USS Culgoa (AF-3) was a refrigerated supply ship in the United States Navy.

Culgoa was built in 1889 by J.L. Thompson and Sons, Ltd. of Sunderland, England and purchased at Cavite, Philippines on 4 June 1898. During the naval blockade of Manila, the vessel supplied the American squadron with ice and meat. Since she was not a commissioned naval vessel, Culgoa could purchase supplies while avoiding the neutrality laws that banned sales to the Navy.

Service history

Philippine–American War, 1898–1901
On 3 December 1898, one week before the Treaty of Paris that ended the Spanish–American War was signed, Culgoa was commissioned.

Assigned to the Asiatic Squadron as a refrigerator supply ship, Culgoa sailed out of Cavite Navy Yard supplying ships and troops at Manila with ice and meat until August 1899. Overhauled at Hong Kong between 20 October and 18 November 1899, Culgoa returned to supply duties, making three voyages to Sydney and Brisbane, Queensland, Australia, for fresh stores in 1900 and 1901.

On 22 July 1901 she cleared Cavite and sailed by way of Ceylon, Suez, Malta, and Gibraltar to New York City, arriving 25 September. She was placed out of commission on 16 October 1901 at Boston, Massachusetts.

North Atlantic Squadron, 1902–1907
Recommissioned 1 October 1902 Culgoa joined the North Atlantic Squadron and provided storeship services to ships and shore stations in the Caribbean and Gulf of Mexico until again placed out of commission 11 August 1905. Considered for disposition, she was stricken from the Naval Vessel Register on 7 May 1906, but reinstated on 30 June 1906 and recommissioned 12 September 1907 for service with the Atlantic Fleet.

Great White Fleet, 1907–1909
Sailing from New York on 21 September 1907 Culgoa was loaned to the Panama Railway Company for an emergency shipment of beef, returning to New York 16 October 1907.  On 11 December Culgoa left to join the Atlantic Battleship Fleet at Santa Lucia as mobile stores ship, one of four auxiliaries accompanying the sixteen battleships on the cruise of the "Great White Fleet". During the cruise, while on a planned supply run, she carried naval artist Henry Reuterdahl, who painted a number of scenes of the expedition.

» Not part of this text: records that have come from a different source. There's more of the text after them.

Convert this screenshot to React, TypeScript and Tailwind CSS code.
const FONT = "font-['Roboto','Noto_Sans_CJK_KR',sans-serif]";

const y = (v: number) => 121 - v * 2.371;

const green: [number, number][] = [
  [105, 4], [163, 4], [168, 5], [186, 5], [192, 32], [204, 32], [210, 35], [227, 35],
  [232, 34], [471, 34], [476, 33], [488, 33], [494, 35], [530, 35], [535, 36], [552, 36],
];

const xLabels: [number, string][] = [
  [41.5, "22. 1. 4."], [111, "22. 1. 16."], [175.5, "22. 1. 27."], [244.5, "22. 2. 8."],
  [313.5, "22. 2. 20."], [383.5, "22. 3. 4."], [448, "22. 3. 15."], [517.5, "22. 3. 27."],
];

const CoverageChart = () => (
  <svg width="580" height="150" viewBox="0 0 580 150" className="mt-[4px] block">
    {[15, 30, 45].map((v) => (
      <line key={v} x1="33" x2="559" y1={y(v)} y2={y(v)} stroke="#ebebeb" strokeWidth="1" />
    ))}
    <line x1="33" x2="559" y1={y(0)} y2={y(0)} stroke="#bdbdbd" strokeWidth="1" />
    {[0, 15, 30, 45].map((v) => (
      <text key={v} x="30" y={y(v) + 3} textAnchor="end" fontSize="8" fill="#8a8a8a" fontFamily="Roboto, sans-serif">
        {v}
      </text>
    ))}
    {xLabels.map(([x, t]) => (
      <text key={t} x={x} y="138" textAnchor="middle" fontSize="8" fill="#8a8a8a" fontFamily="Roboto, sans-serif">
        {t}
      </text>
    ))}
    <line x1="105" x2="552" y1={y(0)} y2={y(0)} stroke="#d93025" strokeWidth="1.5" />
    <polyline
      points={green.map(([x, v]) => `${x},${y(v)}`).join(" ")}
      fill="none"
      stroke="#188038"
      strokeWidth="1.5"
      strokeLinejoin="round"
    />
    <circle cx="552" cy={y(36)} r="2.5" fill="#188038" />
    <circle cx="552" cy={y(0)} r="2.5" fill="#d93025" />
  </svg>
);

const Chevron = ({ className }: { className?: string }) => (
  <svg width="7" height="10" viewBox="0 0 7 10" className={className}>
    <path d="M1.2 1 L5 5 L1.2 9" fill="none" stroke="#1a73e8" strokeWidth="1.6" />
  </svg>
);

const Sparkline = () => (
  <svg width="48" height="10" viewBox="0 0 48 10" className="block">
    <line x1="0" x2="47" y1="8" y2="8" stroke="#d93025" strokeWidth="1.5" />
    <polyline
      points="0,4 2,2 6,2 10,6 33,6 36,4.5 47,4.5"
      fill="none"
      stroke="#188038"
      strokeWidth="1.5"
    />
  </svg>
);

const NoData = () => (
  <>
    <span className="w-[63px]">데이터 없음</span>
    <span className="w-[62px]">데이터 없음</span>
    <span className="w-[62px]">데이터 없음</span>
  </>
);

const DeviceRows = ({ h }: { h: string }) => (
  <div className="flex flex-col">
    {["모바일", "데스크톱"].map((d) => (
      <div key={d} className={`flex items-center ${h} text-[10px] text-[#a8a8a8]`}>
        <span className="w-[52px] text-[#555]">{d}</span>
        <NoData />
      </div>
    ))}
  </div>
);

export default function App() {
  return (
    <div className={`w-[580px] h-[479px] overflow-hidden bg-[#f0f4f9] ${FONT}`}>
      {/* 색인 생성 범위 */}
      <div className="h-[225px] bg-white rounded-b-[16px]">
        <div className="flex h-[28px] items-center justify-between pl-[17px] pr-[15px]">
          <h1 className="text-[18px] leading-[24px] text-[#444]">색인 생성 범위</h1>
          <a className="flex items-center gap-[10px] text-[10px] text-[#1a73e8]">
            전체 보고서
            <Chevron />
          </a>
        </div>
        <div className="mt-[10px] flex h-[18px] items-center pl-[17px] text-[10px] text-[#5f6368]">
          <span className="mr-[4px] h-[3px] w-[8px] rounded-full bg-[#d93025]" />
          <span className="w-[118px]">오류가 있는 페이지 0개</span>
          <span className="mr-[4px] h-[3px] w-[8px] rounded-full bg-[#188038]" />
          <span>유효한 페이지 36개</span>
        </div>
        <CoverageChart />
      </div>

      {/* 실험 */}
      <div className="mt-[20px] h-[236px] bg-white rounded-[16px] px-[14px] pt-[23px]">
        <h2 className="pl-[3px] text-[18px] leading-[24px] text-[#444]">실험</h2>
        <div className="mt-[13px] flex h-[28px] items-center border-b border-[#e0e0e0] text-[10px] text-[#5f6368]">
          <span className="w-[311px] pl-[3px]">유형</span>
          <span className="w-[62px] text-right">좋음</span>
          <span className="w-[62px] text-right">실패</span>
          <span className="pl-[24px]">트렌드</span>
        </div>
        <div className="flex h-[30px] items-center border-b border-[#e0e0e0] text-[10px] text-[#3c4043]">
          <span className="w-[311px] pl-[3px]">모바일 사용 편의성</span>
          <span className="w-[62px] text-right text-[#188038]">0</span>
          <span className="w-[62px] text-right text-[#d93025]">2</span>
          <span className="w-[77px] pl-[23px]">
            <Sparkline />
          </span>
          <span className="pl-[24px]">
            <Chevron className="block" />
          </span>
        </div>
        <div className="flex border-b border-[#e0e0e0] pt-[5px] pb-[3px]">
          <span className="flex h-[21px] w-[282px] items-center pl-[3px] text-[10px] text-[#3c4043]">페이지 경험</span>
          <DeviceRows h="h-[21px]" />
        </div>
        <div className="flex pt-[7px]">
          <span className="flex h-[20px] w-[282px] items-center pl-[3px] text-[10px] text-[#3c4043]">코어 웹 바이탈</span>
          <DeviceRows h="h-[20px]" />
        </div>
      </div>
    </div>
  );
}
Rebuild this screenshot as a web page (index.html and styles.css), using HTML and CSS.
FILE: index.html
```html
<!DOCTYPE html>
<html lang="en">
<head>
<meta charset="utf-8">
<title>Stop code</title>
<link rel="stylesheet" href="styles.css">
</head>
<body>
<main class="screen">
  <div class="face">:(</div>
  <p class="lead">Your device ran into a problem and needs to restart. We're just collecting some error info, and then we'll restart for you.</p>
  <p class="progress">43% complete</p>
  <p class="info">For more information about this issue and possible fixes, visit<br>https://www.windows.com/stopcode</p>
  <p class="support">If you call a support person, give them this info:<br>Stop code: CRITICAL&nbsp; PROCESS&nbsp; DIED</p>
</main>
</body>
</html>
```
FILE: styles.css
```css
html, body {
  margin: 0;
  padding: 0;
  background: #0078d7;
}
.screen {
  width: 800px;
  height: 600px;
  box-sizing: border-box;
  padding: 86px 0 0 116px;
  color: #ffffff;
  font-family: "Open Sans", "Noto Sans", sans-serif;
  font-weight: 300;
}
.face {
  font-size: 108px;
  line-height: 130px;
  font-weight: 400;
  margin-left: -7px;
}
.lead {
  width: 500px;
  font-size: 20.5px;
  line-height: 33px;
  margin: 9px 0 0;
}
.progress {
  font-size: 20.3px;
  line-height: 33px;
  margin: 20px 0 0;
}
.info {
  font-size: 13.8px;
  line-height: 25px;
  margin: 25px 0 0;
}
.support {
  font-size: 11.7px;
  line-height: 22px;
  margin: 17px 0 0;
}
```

At Amoy, China, and in the Formosa Strait between 28 October and 5 November 1908, she assisted in the establishment of wireless communications with the Second Squadron.

On 3 January 1909, while at Port Said she broke off from fleet duties to bring emergency supplies to Messina, Italy, which had been ravaged by an earthquake.

Atlantic, Caribbean, 1909–1919
Returning to Hampton Roads 17 February 1909, Culgoa resumed her cruise along the Atlantic coast and in the Caribbean until 1 December 1910, when she sailed to supply ships serving in European waters, visiting Brest and Cherbourg, France, and Weymouth, Dorset and Gravesend, Kent, England, before returning to New York on 20 January 1911.

She put out from New York 11 February 1911 for duty in the Caribbean, where she supplied stores for ships and shore detachments protecting American citizens and interests throughout this troubled area until February 1918.

Serving with the Naval Overseas Transportation Service during the remainder of World War I, Culgoa made seven transatlantic convoy voyages to bases in France and Britain between 19 February 1918 and 10 May 1919. On 10 July 1918 she assisted the SS Oosterdijk which sank after a collision with . Culgoa took aboard the passenger survivors and towed San Jacinto into Halifax, Nova Scotia.

Pacific, 1920–1922
Culgoa issued stores and provisions to Battle Squadron 2 at Guantanamo Bay from 24 March to 6 April 1920, then after supplying shore installations at Yorktown, Virginia, and Philadelphia, cleared Brooklyn on 2 June for fleet maneuvers in the Pacific. Given hull classification symbol AF-3 on 17 July 1920, she joined Battle Squadron 2 at Colón, Panama, transited the Panama Canal, and joined in fleet problems on her way to Pearl Harbor, visiting Seattle, Washington, and San Francisco.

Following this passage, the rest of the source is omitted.